Predictability: Predictable 

Labor disputes and strikes can halt logistics operations across entire regions or industry segments. Driver strikes can affect trucking operations across broad geographic areas. Port strikes can create bottlenecks that affect global shipping networks.   

Rail strikes can be very disruptive. This is because rail transportation often serves as a critical link in intermodal transportation networks.  

Many logistics networks depend on air cargo for time-sensitive shipments. Aviation strikes can force shippers to use slower transportation modes that may not meet customer delivery requirements. 

The predictability of many labor disputes creates opportunities for proactive risk management. By monitoring labor negotiations and contract expiration dates, you can often anticipate potential strikes. Therefore, you can implement mitigation strategies before work stoppages occur.  

Predictable cascading disruptions: 

  • Increased transit and delivery times 
  • Greater demand for alternative modes of transportation 

Financial and Business Risks 

Carrier Insolvency 

Predictability: Predictable 

The financial stability of carriers and logistics service providers is an often-overlooked category of risk. The immediate impact extends beyond just the stranding of current shipments by reducing the overall capacity available in the market. This can lead to capacity constraints and premium pricing.  

Companies that have concentrated their logistics operations with a single provider or a small number of providers are particularly vulnerable to this type of risk.  

Predictable cascading disruptions: 

  • Stranded shipments 
  • Capacity constraints 
  • High spot rates for alternative carriers 
  • Higher than expected detention and demurrage charges 

Mergers & Acquisitions

Predictability: Predictable 

Mergers and acquisitions can affect logistics operations in subtle but significant ways. These could cause changes to service capabilities, geographic coverage, and customer priorities which force shippers to adjust their logistics strategies and relationships. These changes may not create immediate disruptions, but they can affect long-term logistics planning and relationship management. 

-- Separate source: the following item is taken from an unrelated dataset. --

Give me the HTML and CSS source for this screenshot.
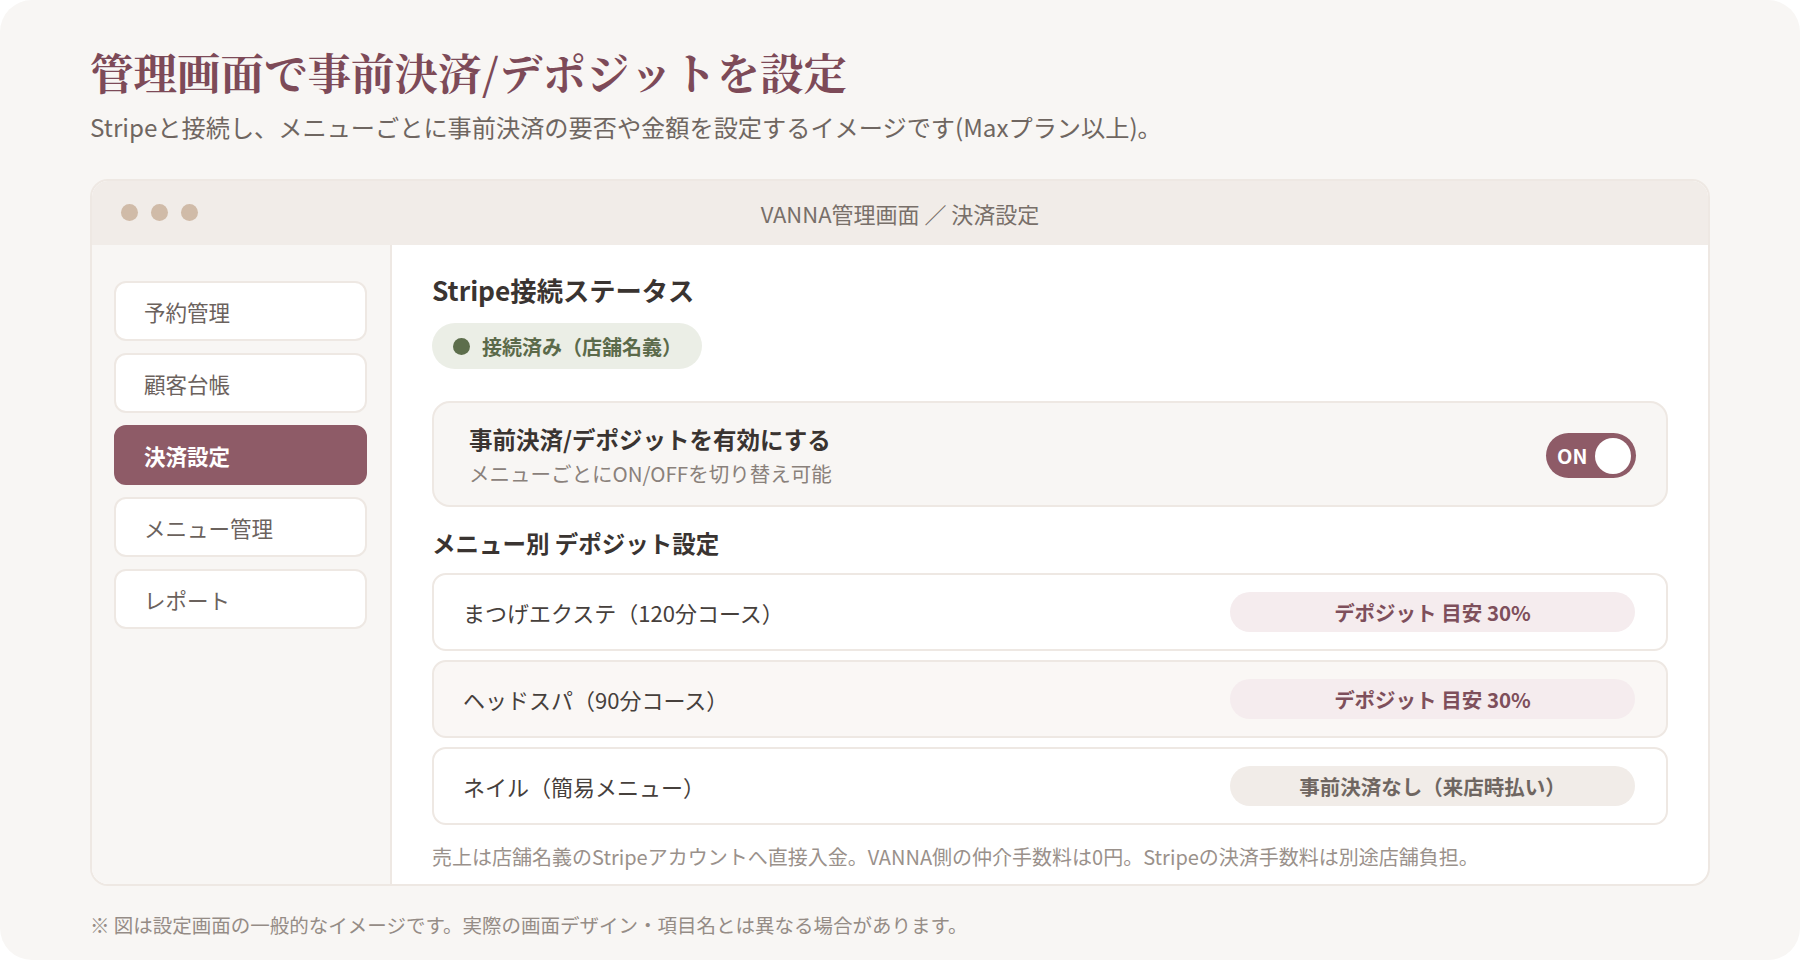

Predictable cascading disruptions: 

  • None 

Cyber Security  

Cyber-Attacks 

Predictability: Unpredictable 

The digitization of logistics operations has created new categories of risk related to technology and cyber security. Cyber-attacks on port operators, shipping companies, and LSPs can impact operations as severely as physical disruptions, impacting multiple organizations simultaneously.  

The impact of cyber-attacks may also include potential data breaches that can compromise sensitive customer and business information. The recovery can be challenging. Firstly, you need to restore both systems and data. Secondly, you also need to confirm that systems are secure and free from further threats. 

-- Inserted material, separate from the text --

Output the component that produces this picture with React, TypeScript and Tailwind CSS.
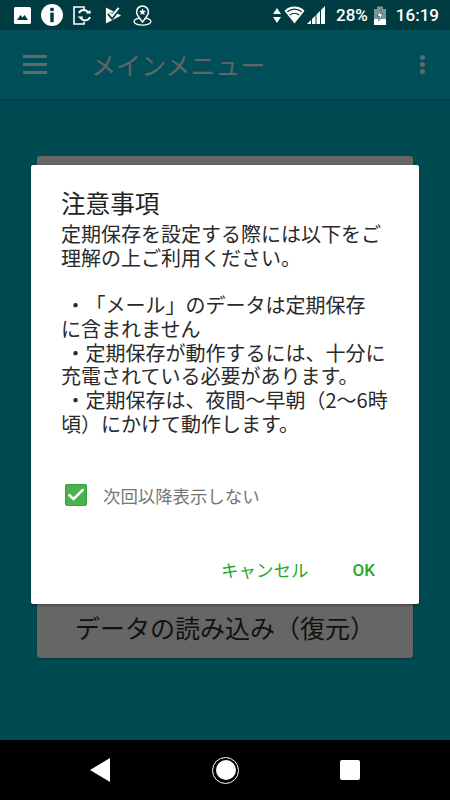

Predictable cascading disruptions: 

  • Increased transit and delivery times 
  • High volumes and longer dwell times at nearby ports  
  • Capacity constraints  
  • Greater demand for alternative modes of transportation 
  • Price hikes for expedited freight 
  • Higher than expected detention and demurrage charges

Geopolitical and Trade Risks 

Geopolitical tensions increasingly affect international trade and logistics operations. Trade policy changes can create significant disruptions to established transportation routes and procedures. As a result, logistics managers must develop new strategies and relationships in response to geopolitical risk and changing regulatory environments.  

Regulatory Changes 

Predictability: Predictable 

Changes in customs procedures, increased inspection requirements, or processing backlogs can create delays and additional costs. The complexity of international trade regulations means that even minor changes in customs procedures can have significant operational impacts. 

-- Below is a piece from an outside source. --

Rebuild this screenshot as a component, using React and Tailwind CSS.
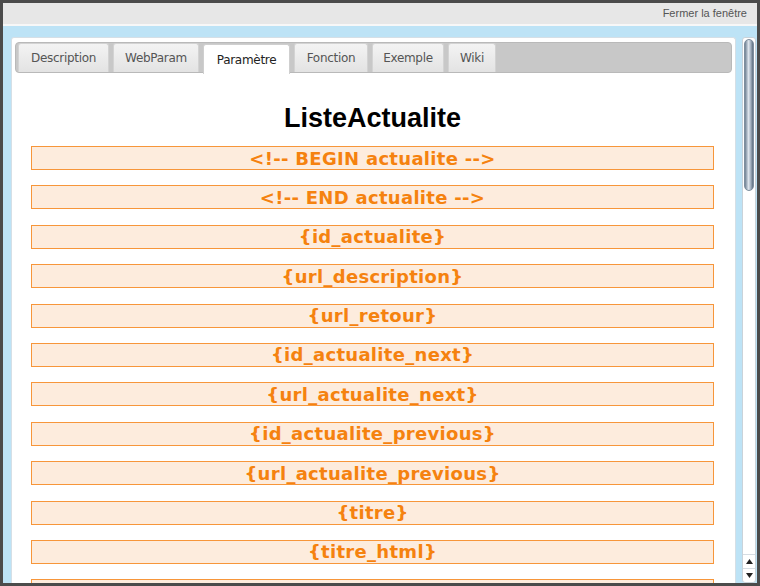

Predictable cascading disruptions: 

  • Increased transit and delivery times 
  • Higher than expected detention and demurrage charges 

Regional Instability 

Predictability: Generally Predictable  

Regional instability can force carriers to avoid certain routes or implement security measures that increase costs and transit times. The Red Sea crisis provides a clear example of how geopolitical instability can force major changes in global shipping patterns. 

Canal closures and major shipping route disruptions create serious delays and cost increases. These disruptions highlight the vulnerability of global logistics networks to chokepoints where large volumes of trade are concentrated in narrow geographic areas.  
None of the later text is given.